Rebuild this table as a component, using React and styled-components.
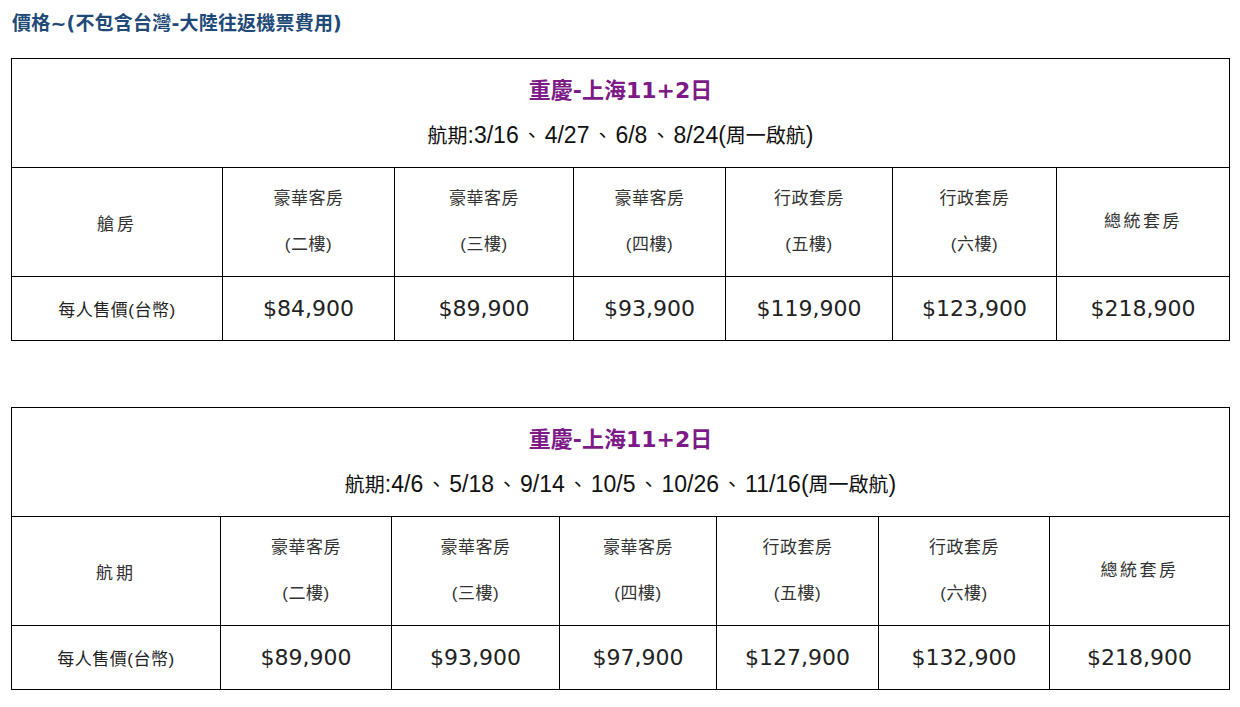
import React from "react";
import styled, { createGlobalStyle } from "styled-components";

const sailings = [
  {
    title: "重慶-上海11+2日",
    dates: ["3/16", "4/27", "6/8", "8/24"],
    firstHead: "艙房",
    widths: [211, 172, 179, 152, 167, 164, 173],
    prices: ["$84,900", "$89,900", "$93,900", "$119,900", "$123,900", "$218,900"],
  },
  {
    title: "重慶-上海11+2日",
    dates: ["4/6", "5/18", "9/14", "10/5", "10/26", "11/16"],
    firstHead: "航期",
    widths: [209, 171, 168, 157, 162, 171, 180],
    prices: ["$89,900", "$93,900", "$97,900", "$127,900", "$132,900", "$218,900"],
  },
];

const rooms = [
  ["豪華客房", "(二樓)"],
  ["豪華客房", "(三樓)"],
  ["豪華客房", "(四樓)"],
  ["行政套房", "(五樓)"],
  ["行政套房", "(六樓)"],
  ["總統套房"],
];

const App = () => {
  return (
    <>
      <GlobalStyle />
      <Page>
        <Heading>價格~(不包含台灣-大陸往返機票費用)</Heading>
        {sailings.map((s, i) => (
          <PriceTable key={i}>
            <colgroup>
              {s.widths.map((w, j) => (
                <col key={j} style={{ width: w }} />
              ))}
            </colgroup>
            <tbody>
              <tr>
                <TitleCell colSpan={7}>
                  <Title>{s.title}</Title>
                  <Schedule>
                    <Han>航期</Han>:
                    {s.dates.map((d, j) => (
                      <React.Fragment key={j}>
                        {j > 0 && <Sep>、</Sep>}
                        {d}
                      </React.Fragment>
                    ))}
                    (<Han>周一啟航</Han>)
                  </Schedule>
                </TitleCell>
              </tr>
              <HeadRow>
                <HeadCell $spacing={3}>{s.firstHead}</HeadCell>
                {rooms.map((r, j) => (
                  <HeadCell key={j} $spacing={r.length === 1 ? 2.5 : 0.5}>
                    {r.map((line, k) => (
                      <Line key={k}>{line}</Line>
                    ))}
                  </HeadCell>
                ))}
              </HeadRow>
              <PriceRow>
                <LabelCell>每人售價(台幣)</LabelCell>
                {s.prices.map((p, j) => (
                  <PriceCell key={j}>{p}</PriceCell>
                ))}
              </PriceRow>
            </tbody>
          </PriceTable>
        ))}
      </Page>
    </>
  );
};

export default App;

const GlobalStyle = createGlobalStyle`
  body {
    margin: 0;
    background: #ffffff;
    font-family: "Liberation Sans", "Noto Sans CJK TC", sans-serif;
  }
`;

const Page = styled.div`
  padding: 10px 11px 0 11px;
  display: flex;
  flex-direction: column;
  gap: 66px;
`;

const Heading = styled.h3`
  margin: 0 0 -44px 1px;
  font-family: "DejaVu Sans", "Noto Sans CJK TC", sans-serif;
  font-size: 19px;
  line-height: 26px;
  font-weight: bold;
  letter-spacing: 0.2px;
  color: #1f4a78;
`;

const PriceTable = styled.table`
  width: 1218px;
  table-layout: fixed;
  border-collapse: collapse;
  color: #222;

  td {
    border: 1px solid #000;
    text-align: center;
    vertical-align: middle;
    padding: 0;
  }
`;

const TitleCell = styled.td`
  height: 108px;
`;

const Title = styled.div`
  font-family: "DejaVu Sans", "Noto Sans CJK TC", sans-serif;
  font-size: 22px;
  font-weight: bold;
  line-height: 28px;
  color: #7d1a87;
`;

const Schedule = styled.div`
  margin-top: 16px;
  font-size: 23px;
  line-height: 28px;
  color: #111;
`;

const Han = styled.span`
  font-size: 20px;
`;

const Sep = styled.span`
  font-size: 20px;
  margin: 0 3px;
`;

const HeadRow = styled.tr`
  height: 109px;
`;

const HeadCell = styled.td`
  font-size: 17px;
  color: #333;
  letter-spacing: ${(p) => p.$spacing}px;
`;

const Line = styled.div`
  line-height: 46px;
`;

const PriceRow = styled.tr`
  height: 64px;
`;

const LabelCell = styled.td`
  font-size: 17px;
  letter-spacing: 0.5px;
  color: #222;
`;

const PriceCell = styled.td`
  font-family: "DejaVu Sans", sans-serif;
  font-size: 22px;
  color: #222;
`;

Exercise: Copy out each line of the data where the string "components" appears.

Solution to this exercise:
Rebuild this table as a component, using React and styled-components.
import styled, { createGlobalStyle } from "styled-components";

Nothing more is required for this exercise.